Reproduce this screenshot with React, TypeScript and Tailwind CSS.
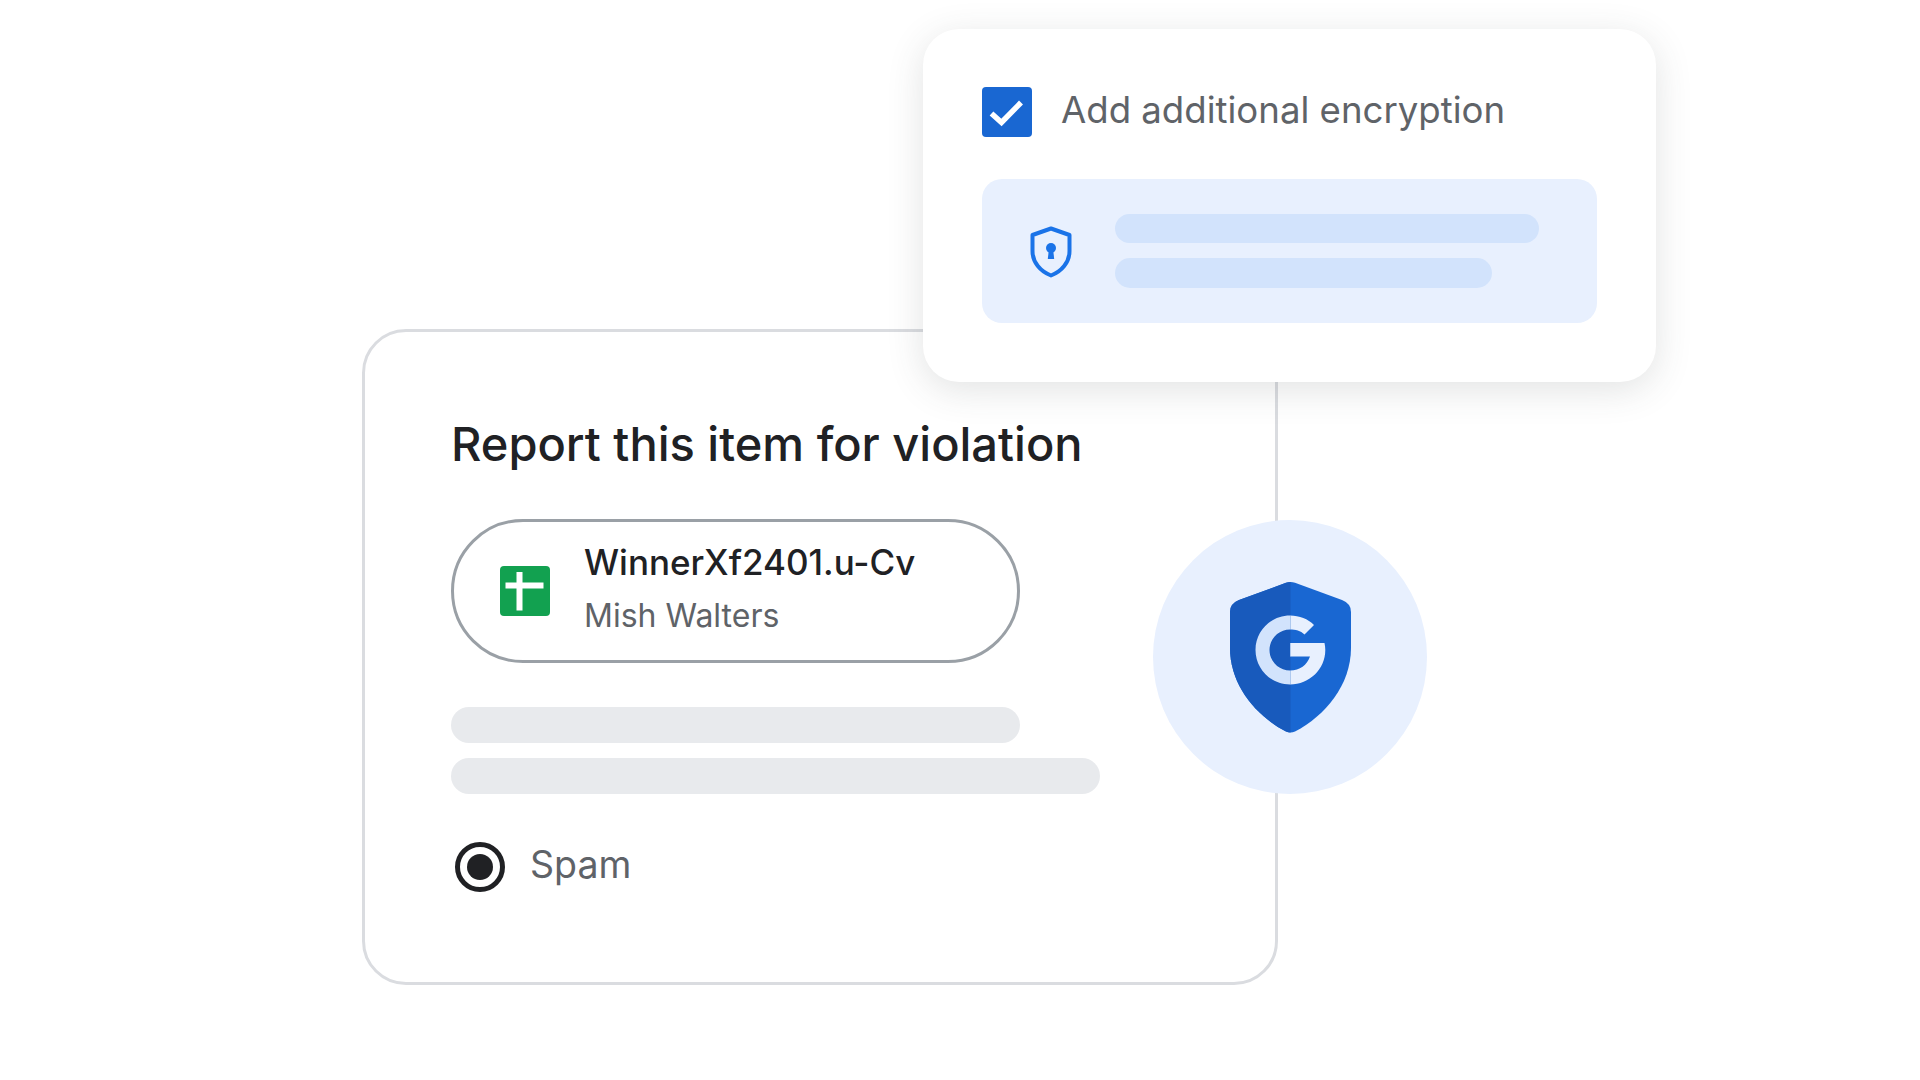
const FONT = "font-['Inter','Roboto',sans-serif]";

function CheckBox() {
  return (
    <div className="flex h-[50px] w-[50px] shrink-0 items-center justify-center rounded-[4px] bg-[#1967d2]">
      <svg width="50" height="50" viewBox="0 0 50 50" fill="none">
        <path d="M9.5 26.5 L19.5 35.5 L39 15.5" stroke="#fff" strokeWidth="5.5" />
      </svg>
    </div>
  );
}

function LockShield() {
  return (
    <svg width="44" height="52" viewBox="0 0 44 52" fill="none" className="mt-[2px] shrink-0">
      <path d="M22 2.5 L40.5 9 V25 C40.5 36.5 32.5 45.5 22 49.5 C11.5 45.5 3.5 36.5 3.5 25 V9 Z" stroke="#1a73e8" strokeWidth="4" strokeLinejoin="round" />
      <circle cx="22" cy="22" r="5" fill="#1a73e8" />
      <path d="M19.8 24 H24.2 L25.2 33 H18.8 Z" fill="#1a73e8" />
    </svg>
  );
}

function SheetIcon() {
  return (
    <div className="relative h-[50px] w-[50px] shrink-0 rounded-[4px] bg-[#12a150]">
      <svg width="50" height="50" viewBox="0 0 50 50">
        <rect x="5.5" y="16.5" width="38" height="6" fill="#fff" />
        <rect x="16.5" y="6" width="6" height="38.5" fill="#fff" />
      </svg>
    </div>
  );
}

const G_PATH =
  "M60 61 H94.5 C95 63.5 95.3 65.5 95.3 68 C95.3 87 79.5 102.5 60 102.5 C41 102.5 25.5 87 25.5 68 C25.5 49 41 33.5 60 33.5 C69.5 33.5 78 37 84 43 L74.5 52.5 C70.5 48.5 65.5 47.5 60 47.5 C48.7 47.5 39.5 56.7 39.5 68 C39.5 79.3 48.7 88.5 60 88.5 C70 88.5 77 83 80 74.5 H60 Z";

function GoogleShield() {
  return (
    <svg width="121" height="151" viewBox="0 0 121 151">
      <defs>
        <clipPath id="leftHalf"><rect x="0" y="0" width="60.5" height="151" /></clipPath>
        <clipPath id="rightHalf"><rect x="60.5" y="0" width="60.5" height="151" /></clipPath>
      </defs>
      <path
        d="M56 0.8 Q60.5 -0.6 65 0.8 L112 18 Q121 21.5 121 30 V66 C121 103 95 134 65 149.5 Q60.5 151.6 56 149.5 C26 134 0 103 0 66 V30 Q0 21.5 9 18 Z"
        fill="#1967d2"
      />
      <path
        d="M56 0.8 Q60.5 -0.6 65 0.8 L112 18 Q121 21.5 121 30 V66 C121 103 95 134 65 149.5 Q60.5 151.6 56 149.5 C26 134 0 103 0 66 V30 Q0 21.5 9 18 Z"
        fill="#185abc"
        clipPath="url(#leftHalf)"
      />
      <path d={G_PATH} fill="#d2e3fc" clipPath="url(#leftHalf)" />
      <path d={G_PATH} fill="#e8f0fe" clipPath="url(#rightHalf)" />
    </svg>
  );
}

export default function App() {
  return (
    <div className={`h-screen w-full overflow-hidden bg-white pl-[362px] pt-[329px] ${FONT}`}>
      <div className="relative h-[656px] w-[916px]">
        {/* Report card */}
        <div className="h-full w-full rounded-[44px] border-[3px] border-[#dadce0] bg-white pl-[86px] pt-[84px]">
          <h1 className="text-[47px] font-medium leading-[56px] text-[#202124]">Report this item for violation</h1>

          <div className="mt-[47px] flex h-[144px] w-[569px] items-center gap-[34px] rounded-full border-[3px] border-[#9aa0a6] pl-[46px]">
            <SheetIcon />
            <div className="-mt-[5px]">
              <p className="-mt-[1px] text-[35px] font-medium leading-[44px] text-[#202124]">WinnerXf2401.u-Cv</p>
              <p className="mt-[12px] text-[32px] leading-[40px] text-[#5f6368]">Mish Walters</p>
            </div>
          </div>

          <div className="mt-[44px] h-[36px] w-[569px] rounded-full bg-[#e8eaed]" />
          <div className="mt-[15px] h-[36px] w-[649px] rounded-full bg-[#e8eaed]" />

          <div className="mt-[48px] flex items-center gap-[25px] pl-[4px]">
            <div className="flex h-[50px] w-[50px] items-center justify-center rounded-full border-[5px] border-[#202124]">
              <div className="h-[26px] w-[26px] rounded-full bg-[#202124]" />
            </div>
            <span className="-mt-[4px] text-[37.5px] leading-[48px] text-[#5f6368]">Spam</span>
          </div>
        </div>

        {/* Encryption card */}
        <div className="absolute left-[561px] top-[-300px] h-[353px] w-[733px] rounded-[36px] bg-white pl-[59px] pt-[58px] shadow-[0_8px_36px_rgba(60,64,67,0.15)]">
          <div className="flex items-center gap-[29px]">
            <CheckBox />
            <span className="-mt-[4px] text-[36.6px] leading-[44px] text-[#5f6368]">Add additional encryption</span>
          </div>
          <div className="mt-[42px] flex h-[144px] w-[615px] items-center gap-[42px] rounded-[20px] bg-[#e8f0fe] pl-[47px]">
            <LockShield />
            <div className="flex flex-col gap-[15px]">
              <div className="h-[29px] w-[424px] rounded-full bg-[#d2e3fc]" />
              <div className="h-[30px] w-[377px] rounded-full bg-[#d2e3fc]" />
            </div>
          </div>
        </div>

        {/* Shield badge */}
        <div className="absolute left-[791px] top-[191px] flex h-[274px] w-[274px] items-center justify-center rounded-full bg-[#e8f0fe]">
          <GoogleShield />
        </div>
      </div>
    </div>
  );
}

____

Repeat the listing verbatim. Skip the pictures.

Reproduce this screenshot with React, TypeScript and Tailwind CSS.
const FONT = "font-['Inter','Roboto',sans-serif]";

function CheckBox() {
  return (
    <div className="flex h-[50px] w-[50px] shrink-0 items-center justify-center rounded-[4px] bg-[#1967d2]">
      <svg width="50" height="50" viewBox="0 0 50 50" fill="none">
        <path d="M9.5 26.5 L19.5 35.5 L39 15.5" stroke="#fff" strokeWidth="5.5" />
      </svg>
    </div>
  );
}

function LockShield() {
  return (
    <svg width="44" height="52" viewBox="0 0 44 52" fill="none" className="mt-[2px] shrink-0">
      <path d="M22 2.5 L40.5 9 V25 C40.5 36.5 32.5 45.5 22 49.5 C11.5 45.5 3.5 36.5 3.5 25 V9 Z" stroke="#1a73e8" strokeWidth="4" strokeLinejoin="round" />
      <circle cx="22" cy="22" r="5" fill="#1a73e8" />
      <path d="M19.8 24 H24.2 L25.2 33 H18.8 Z" fill="#1a73e8" />
    </svg>
  );
}

function SheetIcon() {
  return (
    <div className="relative h-[50px] w-[50px] shrink-0 rounded-[4px] bg-[#12a150]">
      <svg width="50" height="50" viewBox="0 0 50 50">
        <rect x="5.5" y="16.5" width="38" height="6" fill="#fff" />
        <rect x="16.5" y="6" width="6" height="38.5" fill="#fff" />
      </svg>
    </div>
  );
}

const G_PATH =
  "M60 61 H94.5 C95 63.5 95.3 65.5 95.3 68 C95.3 87 79.5 102.5 60 102.5 C41 102.5 25.5 87 25.5 68 C25.5 49 41 33.5 60 33.5 C69.5 33.5 78 37 84 43 L74.5 52.5 C70.5 48.5 65.5 47.5 60 47.5 C48.7 47.5 39.5 56.7 39.5 68 C39.5 79.3 48.7 88.5 60 88.5 C70 88.5 77 83 80 74.5 H60 Z";

function GoogleShield() {
  return (
    <svg width="121" height="151" viewBox="0 0 121 151">
      <defs>
        <clipPath id="leftHalf"><rect x="0" y="0" width="60.5" height="151" /></clipPath>
        <clipPath id="rightHalf"><rect x="60.5" y="0" width="60.5" height="151" /></clipPath>
      </defs>
      <path
        d="M56 0.8 Q60.5 -0.6 65 0.8 L112 18 Q121 21.5 121 30 V66 C121 103 95 134 65 149.5 Q60.5 151.6 56 149.5 C26 134 0 103 0 66 V30 Q0 21.5 9 18 Z"
        fill="#1967d2"
      />
      <path
        d="M56 0.8 Q60.5 -0.6 65 0.8 L112 18 Q121 21.5 121 30 V66 C121 103 95 134 65 149.5 Q60.5 151.6 56 149.5 C26 134 0 103 0 66 V30 Q0 21.5 9 18 Z"
        fill="#185abc"
        clipPath="url(#leftHalf)"
      />
      <path d={G_PATH} fill="#d2e3fc" clipPath="url(#leftHalf)" />
      <path d={G_PATH} fill="#e8f0fe" clipPath="url(#rightHalf)" />
    </svg>
  );
}

export default function App() {
  return (
    <div className={`h-screen w-full overflow-hidden bg-white pl-[362px] pt-[329px] ${FONT}`}>
      <div className="relative h-[656px] w-[916px]">
        {/* Report card */}
        <div className="h-full w-full rounded-[44px] border-[3px] border-[#dadce0] bg-white pl-[86px] pt-[84px]">
          <h1 className="text-[47px] font-medium leading-[56px] text-[#202124]">Report this item for violation</h1>

          <div className="mt-[47px] flex h-[144px] w-[569px] items-center gap-[34px] rounded-full border-[3px] border-[#9aa0a6] pl-[46px]">
            <SheetIcon />
            <div className="-mt-[5px]">
              <p className="-mt-[1px] text-[35px] font-medium leading-[44px] text-[#202124]">WinnerXf2401.u-Cv</p>
              <p className="mt-[12px] text-[32px] leading-[40px] text-[#5f6368]">Mish Walters</p>
            </div>
          </div>

          <div className="mt-[44px] h-[36px] w-[569px] rounded-full bg-[#e8eaed]" />
          <div className="mt-[15px] h-[36px] w-[649px] rounded-full bg-[#e8eaed]" />

          <div className="mt-[48px] flex items-center gap-[25px] pl-[4px]">
            <div className="flex h-[50px] w-[50px] items-center justify-center rounded-full border-[5px] border-[#202124]">
              <div className="h-[26px] w-[26px] rounded-full bg-[#202124]" />
            </div>
            <span className="-mt-[4px] text-[37.5px] leading-[48px] text-[#5f6368]">Spam</span>
          </div>
        </div>

        {/* Encryption card */}
        <div className="absolute left-[561px] top-[-300px] h-[353px] w-[733px] rounded-[36px] bg-white pl-[59px] pt-[58px] shadow-[0_8px_36px_rgba(60,64,67,0.15)]">
          <div className="flex items-center gap-[29px]">
            <CheckBox />
            <span className="-mt-[4px] text-[36.6px] leading-[44px] text-[#5f6368]">Add additional encryption</span>
          </div>
          <div className="mt-[42px] flex h-[144px] w-[615px] items-center gap-[42px] rounded-[20px] bg-[#e8f0fe] pl-[47px]">
            <LockShield />
            <div className="flex flex-col gap-[15px]">
              <div className="h-[29px] w-[424px] rounded-full bg-[#d2e3fc]" />
              <div className="h-[30px] w-[377px] rounded-full bg-[#d2e3fc]" />
            </div>
          </div>
        </div>

        {/* Shield badge */}
        <div className="absolute left-[791px] top-[191px] flex h-[274px] w-[274px] items-center justify-center rounded-full bg-[#e8f0fe]">
          <GoogleShield />
        </div>
      </div>
    </div>
  );
}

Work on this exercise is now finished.